Red Lights
- First edition
- Author: Georges Simenon
- Original title: Feux rouges
- Translator: Norman Denny
- Language: French
- Genre: Roman dur
- Publisher: Presses de la Cite
- Publication date: 1953
- Media type: Print
- Pages: 154 (NYRB)

= Red Lights (novel) =

1953 novel by Georges Simenon

Feux rouges (Red Lights) is the title of a short novel by Belgian writer Georges Simenon. It is one of the author's roman durs or "hard novels".

The novel is divided into eight chapters, and is written using the third-person narrative mode. In the story, set in north-eastern United States, a couple's road trip to fetch their children from summer camp becomes a nightmare for each of them.

==Plot==
Steve Hogan works in an office in Madison Avenue, and his wife Nancy has a successful career as a personal secretary.
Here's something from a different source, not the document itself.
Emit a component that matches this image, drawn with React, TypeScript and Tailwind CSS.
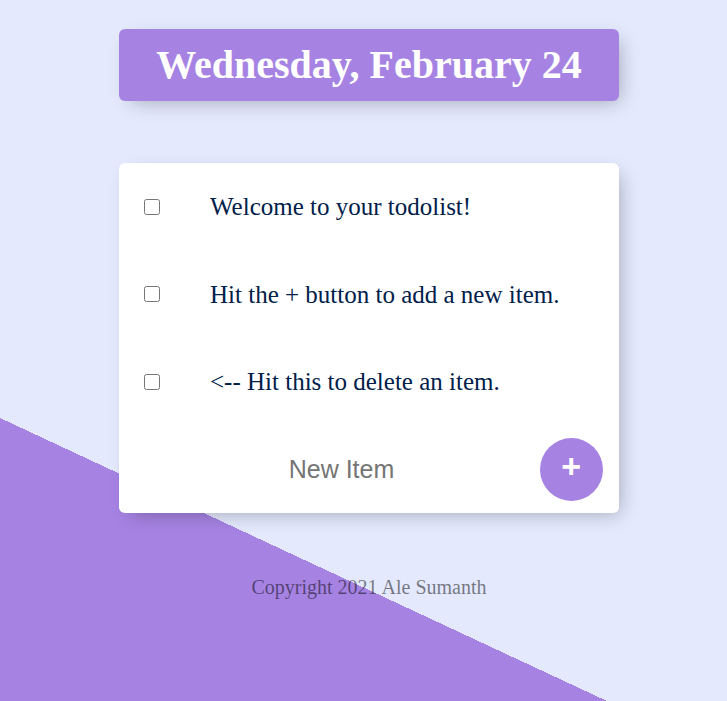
import { useState } from "react";

const items = [
  "Welcome to your todolist!",
  "Hit the + button to add a new item.",
  "<-- Hit this to delete an item.",
];

export default function App() {
  const [newItem, setNewItem] = useState("");

  return (
    <div className="h-screen w-full overflow-hidden bg-[#E4E9FD] bg-[linear-gradient(25deg,#A683E3_256.5px,#E4E9FD_256.5px)] font-['Liberation_Serif',serif]">
      <div className="ml-[119px] w-[500px] pt-[29px]">
        {/* Heading */}
        <div className="h-[72px] rounded-[6px] bg-[#A683E3] shadow-[6px_6px_19px_-6px_rgba(0,0,0,0.3)] flex items-center justify-center">
          <h1 className="text-[40px] font-bold text-white leading-none">
            Wednesday, February 24
          </h1>
        </div>

        {/* Todo card */}
        <div className="mt-[62px] rounded-[6px] bg-white shadow-[6px_6px_19px_-6px_rgba(0,0,0,0.3)]">
          {items.map((item) => (
            <div key={item} className="h-[87.5px] flex items-center">
              <input type="checkbox" className="ml-[25px] w-[16px] h-[16px]" />
              <p className="ml-[50px] text-[25px] text-[#00204a]">{item}</p>
            </div>
          ))}

          {/* New item form */}
          <form
            className="h-[87.5px] flex items-center"
            onSubmit={(e) => e.preventDefault()}
          >
            <input
              type="text"
              value={newItem}
              onChange={(e) => setNewItem(e.target.value)}
              placeholder="New Item"
              className="ml-[25px] w-[395px] h-[75px] text-center text-[25px] font-['Liberation_Sans',Arial,sans-serif] text-[#00204a] placeholder:text-[#757575] outline-none"
            />
            <button
              type="submit"
              className="ml-[1px] w-[62.5px] h-[62.5px] rounded-full bg-[#A683E3] text-white text-[34px] font-bold leading-none pb-[7px] font-['Liberation_Sans',Arial,sans-serif] flex items-center justify-center"
            >
              +
            </button>
          </form>
        </div>

        {/* Footer */}
        <footer className="mt-[59px] text-center text-[20px] text-black/50">
          Copyright 2021 Ale Sumanth
        </footer>
      </div>
    </div>
  );
}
They leave New York on Labor Day weekend to fetch their two children from summer camp in Maine. Many others parents are doing the same thing, and the roads are crowded. They hear on the radio that a prisoner, Sid Halligan, has escaped from Sing Sing. Steve and Nancy argue: she says he has drunk too much before they left. They stop at a bar and, to prevent Nancy driving on, he takes the car keys before going to the bar. He returns to find a note that she is going by coach.

He drives on, stops at another bar and offers a drink to a stranger, feeling he has an affinity with him. The stranger does not speak, and leaves; returning to the car, Steve finds the stranger inside, and realizes he is the escaped prisoner Halligan. He has a gun. Steve drives on, asking Halligan about his past, and talking about Nancy. A tyre blows; Halligan changes the wheel as Steve is too drunk. He wakes up later in the car. Halligan has driven on until there was another blow-out, and has disappeared. Steve gets a lift to a garage and, while they repair the car, he phones the summer camp. Nancy is not there, nor is she at hotels there. He notices a newspaper report that a woman, clearly Nancy from the description, has been attacked and was found unconscious by the roadside. After more phone calls, he finds the hospital.

Before he can see Nancy he is interrogated by a policeman; he thinks Steve might have attacked her. He learns later that she was raped by Halligan. Steve sees Nancy, who is unable to say much. He tells her: "I met a man in whom, for hours, I tried to see another me, another me that wasn't a coward.... I spilled out everything that was on my mind.... Yet I knew who that man was and where he had come from!... I had a drunkard's determination to soil everything...." He feels that he and Nancy have come closer together.

Halligan is captured, and Steve asks to see him. "He gazed at him for a long time, as he had set himself to do, because it had seemed to him necessary before starting on their new life."

==English language editions==
This novel and The Watchmaker of Everton, both translated by Norman Denny, were published together in 1955 by Hamish Hamilton as Danger Ahead.

It was reissued by New York Review Books in 2006, with an introduction by Anita Brookner.

==Film adaptation==
The French film Red Lights (2004), set in present-day France, is based on the novel.